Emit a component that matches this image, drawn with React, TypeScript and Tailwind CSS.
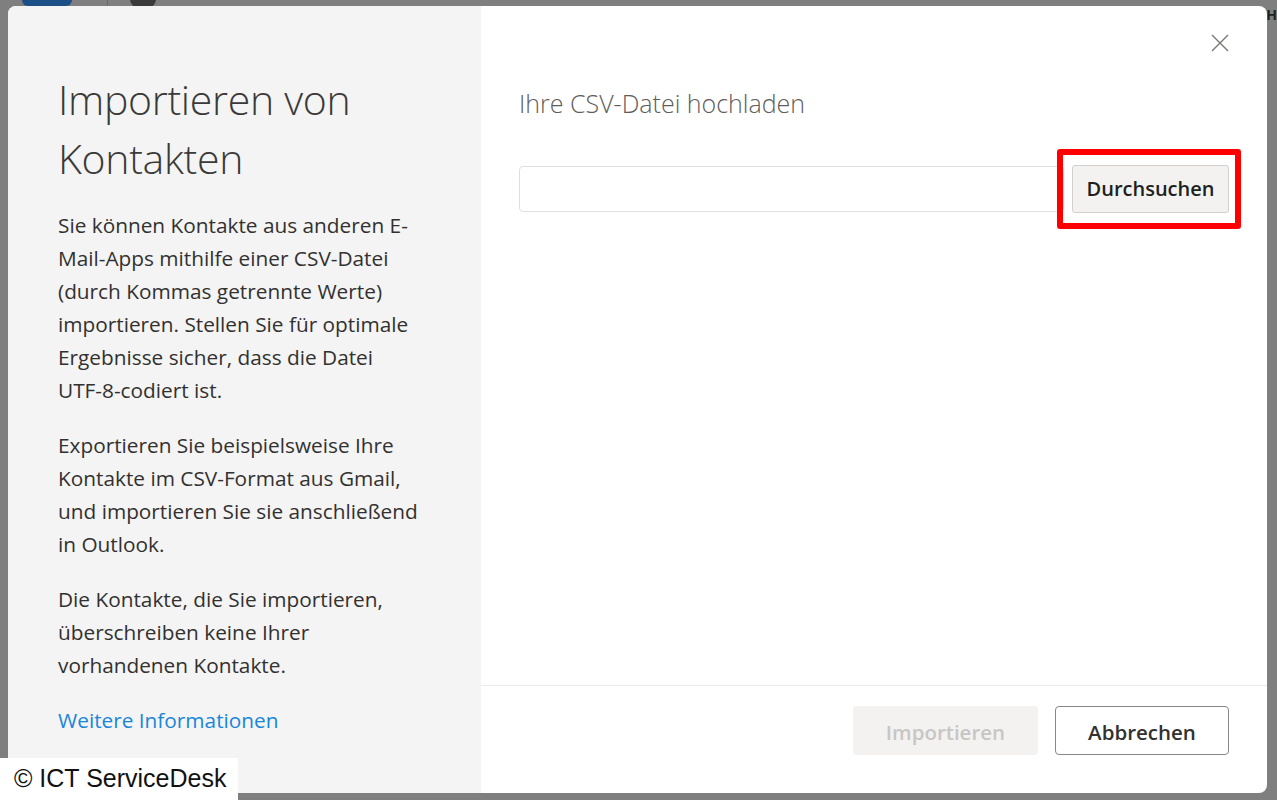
import React from 'react'

const body = "font-['Open_Sans',sans-serif]"

function CloseIcon() {
  return (
    <svg width="18" height="18" viewBox="0 0 18 18" fill="none" stroke="#7a7775" strokeWidth="1.4">
      <path d="M1 1 L17 17 M17 1 L1 17" />
    </svg>
  )
}

export default function App() {
  return (
    <div className="relative w-[1277px] h-[800px] overflow-hidden bg-[#7f7f7f]">
      {/* dimmed app behind the dialog */}
      <div className="absolute left-[22px] -top-[6px] w-[50px] h-[12px] rounded-md bg-[#1c4f86]" />
      <div className="absolute left-[107px] top-0 w-px h-[6px] bg-[#6a6a6a]" />
      <div className="absolute left-[130px] -top-[10px] w-[26px] h-[18px] rounded-full bg-[#3a3a3a]" />
      <div className="absolute right-0 top-[8px] text-[14px] font-bold text-[#222] leading-none">H</div>

      {/* dialog */}
      <div className="relative pl-[8px] pt-[6px] pr-[10px] pb-[7px] h-full">
        <div className="flex h-full rounded-lg overflow-hidden bg-white">
          {/* left panel */}
          <div className={`w-[473px] shrink-0 bg-[#f4f4f4] pl-[50px] pr-[62px] pt-[64px] text-[#323130] ${body}`}>
            <h1 className="text-[41px] leading-[59px] font-light text-[#3b3a39] tracking-[-0.3px]">
              Importieren von Kontakten
            </h1>
            <div className="mt-[21px] text-[20.8px] leading-[33px]">
              <p>
                Sie können Kontakte aus anderen E-Mail-Apps mithilfe einer CSV-Datei (durch Kommas getrennte Werte)
                importieren. Stellen Sie für optimale Ergebnisse sicher, dass die Datei UTF-8-codiert ist.
              </p>
              <p className="mt-[22px]">
                Exportieren Sie beispielsweise Ihre Kontakte im CSV-Format aus Gmail, und importieren Sie sie
                anschließend in Outlook.
              </p>
              <p className="mt-[22px]">
                Die Kontakte, die Sie importieren, überschreiben keine Ihrer vorhandenen Kontakte.
              </p>
              <p className="mt-[22px] text-[#1a86d9]">Weitere Informationen</p>
            </div>
          </div>

          {/* right panel */}
          <div className={`flex-1 flex flex-col ${body}`}>
            <div className="flex-1 px-[38px]">
              <div className="flex justify-end pt-[28px]">
                <CloseIcon />
              </div>
              <h2 className="mt-[35px] text-[25px] font-light text-[#5f5d5b] leading-[32px]">
                Ihre CSV-Datei hochladen
              </h2>
              <div className="mt-[46px] flex items-center gap-[8px]">
                <div className="flex-1 h-[46px] rounded-[4px] border border-[#e1dfdd] bg-white" />
                <div className="relative">
                  <button className="h-[48px] w-[157px] rounded-[3px] border border-[#d2d0ce] bg-[#f3f2f1] text-[20px] font-semibold text-[#201f1e]">
                    Durchsuchen
                  </button>
                  {/* red highlight annotation */}
                  <span className="pointer-events-none absolute -left-[15px] -right-[12px] -top-[16px] -bottom-[16px] rounded-[3px] border-[6px] border-[#ff0000]" />
                </div>
              </div>
            </div>
            <div className="border-t border-[#edebe9] h-[108px] flex items-start justify-end gap-[17px] pr-[38px] pt-[20px]">
              <button className="h-[49px] w-[185px] rounded-[4px] bg-[#f3f2f1] pt-[3px] text-[20.5px] font-semibold text-[#c8c6c4]">
                Importieren
              </button>
              <button className="h-[49px] w-[174px] rounded-[4px] border border-[#8a8886] bg-white pt-[3px] text-[20.5px] font-semibold text-[#323130]">
                Abbrechen
              </button>
            </div>
          </div>
        </div>
      </div>

      {/* watermark */}
      <div className="absolute left-0 bottom-0 w-[238px] h-[42px] bg-white pl-[14px] flex items-center font-['Liberation_Sans',sans-serif] text-[25px] text-[#111]">
        © ICT ServiceDesk
      </div>
    </div>
  )
}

════════════════════

§ Task requirements
Quote the full listing above word for word; exclude every picture from the copy.

§ Written solution
Emit a component that matches this image, drawn with React, TypeScript and Tailwind CSS.
import React from 'react'

const body = "font-['Open_Sans',sans-serif]"

function CloseIcon() {
  return (
    <svg width="18" height="18" viewBox="0 0 18 18" fill="none" stroke="#7a7775" strokeWidth="1.4">
      <path d="M1 1 L17 17 M17 1 L1 17" />
    </svg>
  )
}

export default function App() {
  return (
    <div className="relative w-[1277px] h-[800px] overflow-hidden bg-[#7f7f7f]">
      {/* dimmed app behind the dialog */}
      <div className="absolute left-[22px] -top-[6px] w-[50px] h-[12px] rounded-md bg-[#1c4f86]" />
      <div className="absolute left-[107px] top-0 w-px h-[6px] bg-[#6a6a6a]" />
      <div className="absolute left-[130px] -top-[10px] w-[26px] h-[18px] rounded-full bg-[#3a3a3a]" />
      <div className="absolute right-0 top-[8px] text-[14px] font-bold text-[#222] leading-none">H</div>

      {/* dialog */}
      <div className="relative pl-[8px] pt-[6px] pr-[10px] pb-[7px] h-full">
        <div className="flex h-full rounded-lg overflow-hidden bg-white">
          {/* left panel */}
          <div className={`w-[473px] shrink-0 bg-[#f4f4f4] pl-[50px] pr-[62px] pt-[64px] text-[#323130] ${body}`}>
            <h1 className="text-[41px] leading-[59px] font-light text-[#3b3a39] tracking-[-0.3px]">
              Importieren von Kontakten
            </h1>
            <div className="mt-[21px] text-[20.8px] leading-[33px]">
              <p>
                Sie können Kontakte aus anderen E-Mail-Apps mithilfe einer CSV-Datei (durch Kommas getrennte Werte)
                importieren. Stellen Sie für optimale Ergebnisse sicher, dass die Datei UTF-8-codiert ist.
              </p>
              <p className="mt-[22px]">
                Exportieren Sie beispielsweise Ihre Kontakte im CSV-Format aus Gmail, und importieren Sie sie
                anschließend in Outlook.
              </p>
              <p className="mt-[22px]">
                Die Kontakte, die Sie importieren, überschreiben keine Ihrer vorhandenen Kontakte.
              </p>
              <p className="mt-[22px] text-[#1a86d9]">Weitere Informationen</p>
            </div>
          </div>

          {/* right panel */}
          <div className={`flex-1 flex flex-col ${body}`}>
            <div className="flex-1 px-[38px]">
              <div className="flex justify-end pt-[28px]">
                <CloseIcon />
              </div>
              <h2 className="mt-[35px] text-[25px] font-light text-[#5f5d5b] leading-[32px]">
                Ihre CSV-Datei hochladen
              </h2>
              <div className="mt-[46px] flex items-center gap-[8px]">
                <div className="flex-1 h-[46px] rounded-[4px] border border-[#e1dfdd] bg-white" />
                <div className="relative">
                  <button className="h-[48px] w-[157px] rounded-[3px] border border-[#d2d0ce] bg-[#f3f2f1] text-[20px] font-semibold text-[#201f1e]">
                    Durchsuchen
                  </button>
                  {/* red highlight annotation */}
                  <span className="pointer-events-none absolute -left-[15px] -right-[12px] -top-[16px] -bottom-[16px] rounded-[3px] border-[6px] border-[#ff0000]" />
                </div>
              </div>
            </div>
            <div className="border-t border-[#edebe9] h-[108px] flex items-start justify-end gap-[17px] pr-[38px] pt-[20px]">
              <button className="h-[49px] w-[185px] rounded-[4px] bg-[#f3f2f1] pt-[3px] text-[20.5px] font-semibold text-[#c8c6c4]">
                Importieren
              </button>
              <button className="h-[49px] w-[174px] rounded-[4px] border border-[#8a8886] bg-white pt-[3px] text-[20.5px] font-semibold text-[#323130]">
                Abbrechen
              </button>
            </div>
          </div>
        </div>
      </div>

      {/* watermark */}
      <div className="absolute left-0 bottom-0 w-[238px] h-[42px] bg-white pl-[14px] flex items-center font-['Liberation_Sans',sans-serif] text-[25px] text-[#111]">
        © ICT ServiceDesk
      </div>
    </div>
  )
}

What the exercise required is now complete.